Dear Annie: My 41-year-old fiance, “Michael,” recently started a new job that requires some overnight travel.
Last week while out of town, a 21-year-old female co-worker asked Michael’s help to put air in her tires.
He got in her car and they drove together to a gas station.
This week, while out of town again, he and the same co-worker texted and phoned each other a few times, which I found disturbing.
When I confronted him, he became defensive and said he did nothing wrong.
I explained it was inappropriate to be riding in a female co-worker’s car and for the two of them to call each other.
Even if it was completely innocent, there is always the possibility of an accusation of sexual harassment or that other co-workers will think negatively of him.
There are several male co-workers Michael could associate with, so I don’t get why he has chosen to bond with this young girl.
And what bothers me more is that he doesn’t see how inappropriate it is. He says I have blown it out of all proportion and there is nothing further to discuss.
Is this just my insecurity surfacing, or do I have a legitimate concern? — Worried in Virginia
Dear Virginia: Both. The fact that a female co-worker asked a male co-worker to help her fix a tire is perfectly understandable and it’s not a stretch that he would accompany her to the gas station in her car.

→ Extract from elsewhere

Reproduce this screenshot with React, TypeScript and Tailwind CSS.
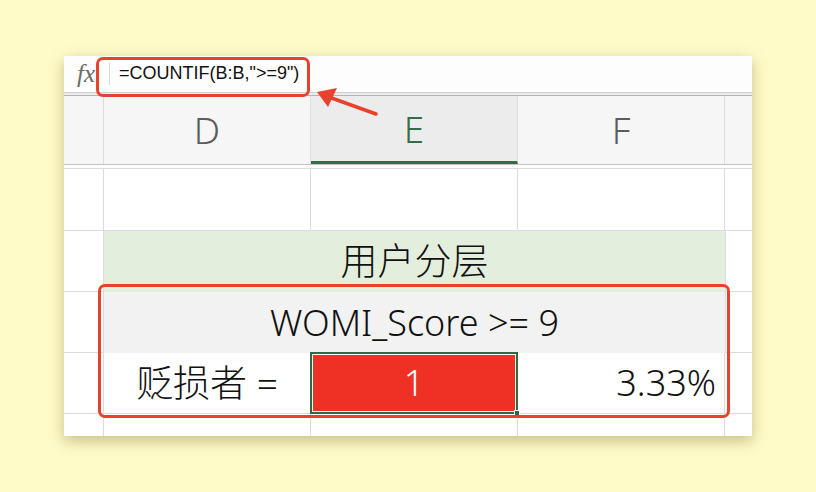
import React from 'react';

const cellFont = { fontFamily: '"Noto Sans", "Noto Sans CJK SC", sans-serif' };

function App() {
  return (
    <div className="w-[816px] h-[492px] bg-[#fffbc9] pl-[64px] pt-[56px] overflow-hidden">
      <div className="relative w-[688px] h-[380px] bg-white shadow-[0_5px_14px_rgba(90,80,0,0.35)] flex flex-col">
        {/* formula bar */}
        <div className="h-[36px] flex items-center bg-[#fdfdfd]">
          <span
            className="w-[40px] pl-[13px] text-[25px] italic text-[#6a6a6a] leading-none"
            style={{ fontFamily: '"Liberation Serif", serif' }}
          >
            fx
          </span>
          <span className="ml-[5px] w-px h-[22px] bg-[#d8d8d8]" />
          <span
            className="ml-[9px] text-[18px] text-[#111]"
            style={{ fontFamily: '"Liberation Sans", sans-serif' }}
          >
            =COUNTIF(B:B,"&gt;=9")
          </span>
        </div>
        <div className="h-[4px] border-t border-t-[#cfcfcf] border-b border-b-[#b4b4b4] bg-[#ececec]" />

        {/* column headers */}
        <div
          className="grid grid-cols-[40px_207px_207px_207px_27px] h-[70px] bg-[#f6f6f6] border-b border-[#c4c4c4] text-[37px] font-light text-[#5c5c5c]"
          style={cellFont}
        >
          <div className="border-r border-[#dcdcdc]" />
          <div className="border-r border-[#dcdcdc] flex items-center justify-center">D</div>
          <div className="border-r border-[#dcdcdc] bg-[#ececec] border-b-[3px] border-b-[#2f6f45] flex items-center justify-center text-[#2f6f45]">
            E
          </div>
          <div className="border-r border-[#dcdcdc] flex items-center justify-center">F</div>
          <div />
        </div>
        <div className="h-[3px]" />

        {/* rows */}
        <div
          className="grid grid-cols-[40px_207px_207px_207px_27px] grid-rows-[62px_61px_61px_61px_22px] border-t border-[#dcdcdc] text-[#111]"
          style={cellFont}
        >
          {/* row 1 */}
          <div className="border-r border-b border-[#dcdcdc]" />
          <div className="border-r border-b border-[#dcdcdc]" />
          <div className="border-r border-b border-[#dcdcdc]" />
          <div className="border-r border-b border-[#dcdcdc]" />
          <div className="border-b border-[#dcdcdc]" />

          {/* row 2 */}
          <div className="border-r border-b border-[#dcdcdc]" />
          <div className="col-span-3 bg-[#e3efdc] flex items-center justify-center text-[37px] font-light pb-[2px]">
            用户分层
          </div>
          <div className="border-l border-b border-[#dcdcdc]" />

          {/* row 3 */}
          <div className="border-r border-b border-[#dcdcdc]" />
          <div className="col-span-3 bg-[#f2f2f2] flex items-center justify-center text-[36px] font-light">
            WOMI_Score &gt;= 9
          </div>
          <div className="border-l border-b border-[#dcdcdc]" />

          {/* row 4 */}
          <div className="border-r border-b border-[#dcdcdc]" />
          <div className="border-r border-b border-[#dcdcdc] flex items-center justify-center text-[37px] font-light">
            贬损者 =
          </div>
          <div className="relative border-[2px] border-[#2f6a42] -ml-px -mt-px">
            <div className="h-full border border-white bg-[#ee3124] flex items-center justify-center text-white text-[36px] font-light">
              1
            </div>
            <div className="absolute -right-[4px] -bottom-[4px] w-[6px] h-[6px] bg-[#2f6a42] border border-white" />
          </div>
          <div className="border-r border-b border-[#dcdcdc] flex items-center justify-end pr-[8px] text-[36px] font-light">
            3.33%
          </div>
          <div className="border-b border-[#dcdcdc]" />

          {/* row 5 */}
          <div className="border-r border-[#dcdcdc]" />
          <div className="border-r border-[#dcdcdc]" />
          <div className="border-r border-[#dcdcdc]" />
          <div className="border-r border-[#dcdcdc]" />
          <div />
        </div>

        {/* annotations */}
        <div className="absolute left-[32px] top-[1px] w-[214px] h-[40px] border-[3px] border-[#e8422c] rounded-[7px]" />
        <div className="absolute left-[34px] top-[228px] w-[632px] h-[134px] border-[3px] border-[#e8422c] rounded-[7px]" />
        <svg className="absolute left-[250px] top-[30px]" width="80" height="34" viewBox="0 0 80 34">
          <line x1="62" y1="28" x2="12" y2="10" stroke="#e8422c" strokeWidth="3.5" strokeLinecap="round" />
          <polygon points="3,6 23,2 14,21" fill="#e8422c" />
        </svg>
      </div>
    </div>
  );
}

export default App;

You are right that these things can be misinterpreted and that Michael puts his job at risk if he continues to behave in a way that others believe is questionable.
However, we aren’t convinced anything untoward has been going on.
The “evidence” of misconduct is pretty flimsy. Say nothing more, but keep an eye on the situation if it bothers you.
Dear Annie: I just lost my son to alcoholism.
He was 55 years old and for five years had been progressively drinking himself to death.
We were totally unaware. His multitude of friends and business associates knew he had an alcohol problem, but didn’t realize the gravity of the situation and didn’t think to notify me, his father.
My son was divorced, had no children and lived alone.
I’ve since been told that I couldn’t have done much unless he was willing to admit he was an alcoholic and wanted to quit.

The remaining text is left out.